Colin Matthews, professor of reproductive medicine at the University of Adelaide, Australia, and his colleague Ke-hui Cui report in the journal Nature how they analysed 217 individual sperm, 106 with the Y chromosome and 111 with the X chromosome.

They took photographs of the sperm, magnified 30 times. 'Statistical analysis showed the length, perimeter and area of the heads, and the length of the neck and tail in X sperm are significantly larger than those in the Y sperm . . . (this shows) for the first time that human X sperm are statistically larger and longer than Y sperm,' they say.

Professor Matthews told the Independent: 'It may be possible in future to use this to perhaps separate male and female sperm.' He said this could benefit parents carrying defective genes for sex-linked disorders which affect one sex but not the other, for example haemophilia and Duchenne's muscular dystrophy in boys.

There will also be pressure, however, from parents who want to select one particular sex for social rather than medical reasons, he said. 'The first step is to get a technique that works and then to translate the ethics of using it into the culture you are in,' Professor Matthews said.

The Human Fertilisation and Embryology Authority has called for sex-selection techniques not to be used for social reasons, but recognised that advances in technology and changes in public attitudes will mean it will have to review its position in the future.

The authority became concerned about sex selection following the opening earlier this year of the London Gender Clinic, which claims to be able to separate male and female sperm by exploiting alleged differences in the speed at which each swim in a viscous solution of albumin protein.

Y sperm are alleged to move faster than X sperm.

However, many specialists in human reproduction have cast doubt on the claims. Several groups of scientists have been unable to reproduce the effect, devised in the 1970s by an American scientist, Roland Ericsson, from a company called Gametrics in Montana.

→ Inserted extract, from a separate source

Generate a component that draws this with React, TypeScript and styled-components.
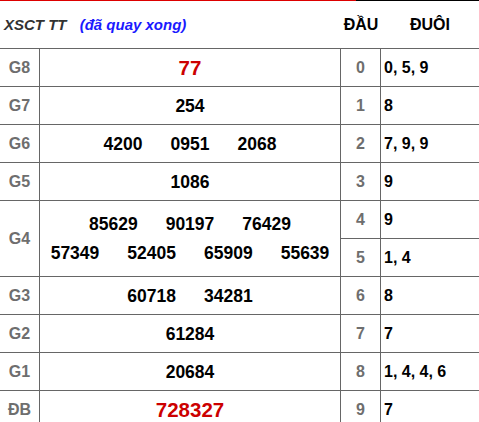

Professor Chris Polge, scientific director of Mastercalf, the company that has successfully separated cattle sperm by a different process, said he is sceptical of the London clinic's technique.

The London clinic said it had achieved a success rate of 77 per cent for boys and 70 per cent for girls. But Professor Robert Winston of Cambridge University, a pioneer of test-tube fertilisation, has called for independent verification of the clinic's claims.